I think that’s a predicate with which even the most conservative Christian would agree. It’s how you defend the worth of someone in a vegetative state, or the “pre-born,” for example.
But accepting such an idea—that our worth is based on God’s loving grace— leads to a surprising result. If worth is not based on identity, then it can’t be based on sexual identity, and therefore there’s no reason that outward sexual characteristics can’t be changed.
More to the point, perhaps, there’s no reason not to accept people whose identities have changed. As Paul tells the Galatians, Christians shouldn’t reject people for being Jewish or Greek, or male or female.
We’re all just human, when it comes down to it. Trans people should be welcomed into the church in the same way.
Oddly, that’s not even a matter of justice, in the sense of including people who were previously marginalized. It’s just straight-up logic. Trans people are people, obviously. Of course they deserve to be included in church life.
We’re not just talking about the church, though. The commentary on Caitlyn Jenner isn’t coming from her pastor, trying to guide a member of the congregation. It’s made by religious leaders attempting to influence the behavior of society at large.
Admittedly, they’re flying a bit blind here, as there’s little, if any, direct guidance in scripture on transgender identity. It just wasn’t a thing back then. There’s no explicit guidance in the Bible about dealing with the Internet, space travel, or viruses, either, but Mike Huckabee isn’t making offensive jokes at their expense.

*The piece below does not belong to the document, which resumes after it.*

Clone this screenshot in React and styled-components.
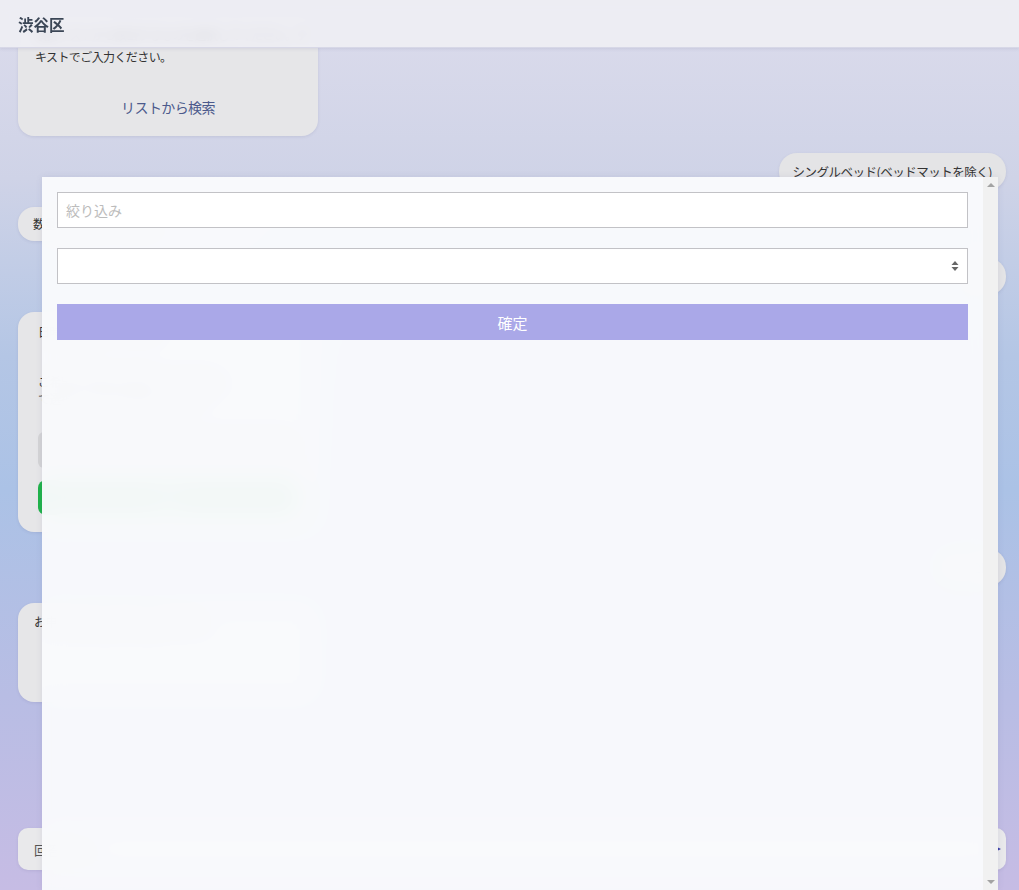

Christians have to learn to adapt to cultural change in a way that goes beyond “no.” We live in a changing world. That’s what it means to be human, living in time. We need to deal with it.
We don’t have to say, behold, God is doing a new thing! Things change. That’s all. You can say that God is eternal and unchanging, but there’s approximately zero evidence from scripture to say that God is not adaptable, and certainly none that says humans should be inflexible, either.
Transgender people aren’t going away just because some church leaders declare gender reassignment a sin. For one thing, nobody listens to religious leaders anymore, and, as we’ve seen, sexual identity may go deep, but it cannot touch the full depths or reality of human nature.
There are always going to be people who don’t fit into the perfect sexual role, no matter how tight the church laces the girdle for them. There are always going to be scared, confused, something-less-than-acceptable people needing Jesus.
Christians need to learn to deal with such folks, as a matter of justice, and because some day, they might be us.
The life of faith, some Christians might argue, is the slow unfolding and recovery of “who we were designed to be,” as Moore says. If that’s the business followers of Jesus are meant to be about, how can we judge trans people who are only doing the same thing and in some ways on level far more profound than most of us will ever reach?
You can call Caitlyn Jenner sick and delusional if you like.
Call her Bruce, if you want to be an asshole.
I’ll call her a pilgrim on the way, just like me.